GSA probing small business
GSA has launched an effort to determine whether small businesses are actually small.
Reporting of Small Business Contract Awards Does Not Reflect Current Business Size
The General Services Administration has launched an effort to find out how many large businesses are erroneously considered small in federal contracts and to find out why errors happen.
The effort started July 14, said David Drabkin, deputy associate administrator of GSA's Office of Acquisition Policy. Nine people, including the Federal Procurement Data System team, are working on figuring out how to assess the extent of the problem.
"It's hard because there's no single list of companies that are small or other than small," he said. "When we finish this effort we should be able to tell folks what the impact is. My sense is it is a minor one, but I need to be able to prove that empirically."
Various interest groups, including industry associations, small business advocates, members of Congress and administration officials have been attacking the issue over the past several months.
When large businesses are miscategorized as small, they take small-business benefits away from legitimate small businesses and allow agencies or contractors to claim credit for hiring small businesses. Under the Bush administration's guidelines, agencies are expected to award 23 percent of their prime contract dollars to small firms.
But a General Accounting Office report, released in May, found that contracting officers in 17 contract actions out of 114 it analyzed misidentified large businesses as small ones, a 15 percent error rate.
Opinions vary on how to address the matter. Under a proposed new rule that the Office of Federal Procurement Policy published in April, small businesses on governmentwide acquisition contracts would have to recertify their size once a year. That would prevent a small business from keeping the designation for years after outgrowing it.
Drabkin said many of the mischaracterizations, however, may come down to human error. Agency staff members may check the wrong box on a form or send the wrong data to the Federal Procurement Data System, which tracks government procurement statistics for all agencies.
The FPDS logged 35.9 million transactions in 2001 and more than 34 million in 2002, he said. "Human error happens. It's a lot of data. 34 million transactions is not a small number."
Larry Allen, executive vice president of the Coalition for Government Procurement, said Drabkin has correctly identified the most likely causes of errors.

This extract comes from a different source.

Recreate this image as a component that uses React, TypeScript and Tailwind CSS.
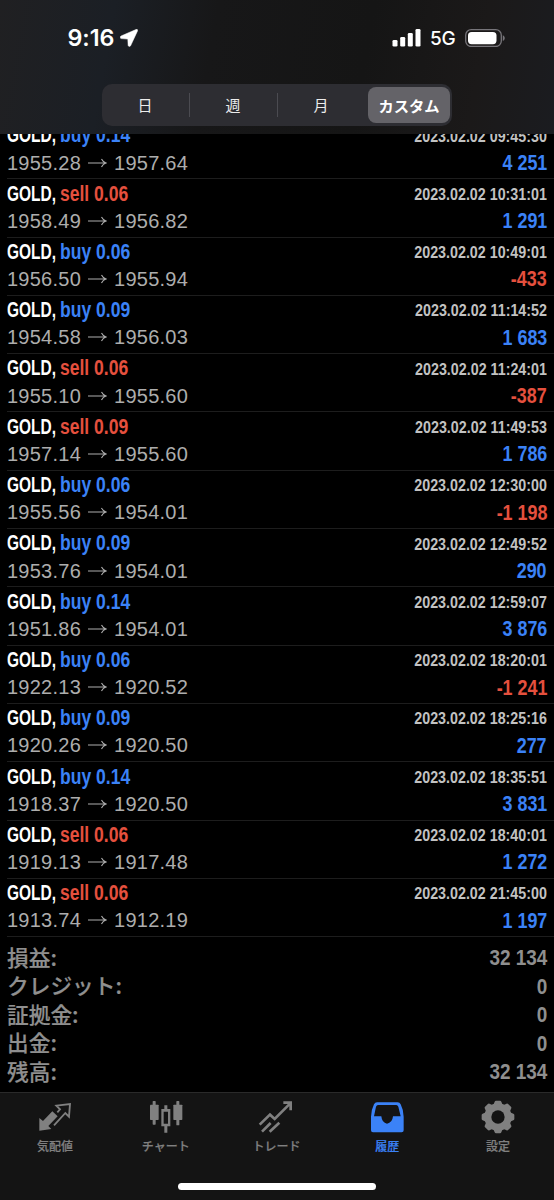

More broadly, Allen said, small businesses and their role in federal contracting has become the summer's hot political issue, at least among contractors.
"It's approaching a level of hysteria where rational thought is not necessarily going to hold the day," he said. "I think a lot of this is politically driven, and it's driven by a certain segment of small business contractors who have not adapted to the new ways of doing business and would like to go back to the old way."
Drabkin said GSA will look for some obvious examples of large companies misidentified and try to identify the causes. The results of that analysis will guide future work, he said. He promised results by September.
GSA is also developing a new FPDS system, replacing the decades-old technology now in use. With the new system, data will come directly from agencies electronically into the system, reducing the potential for keystroke errors.
"We want to provide greater confidence in our data," Drabkin said.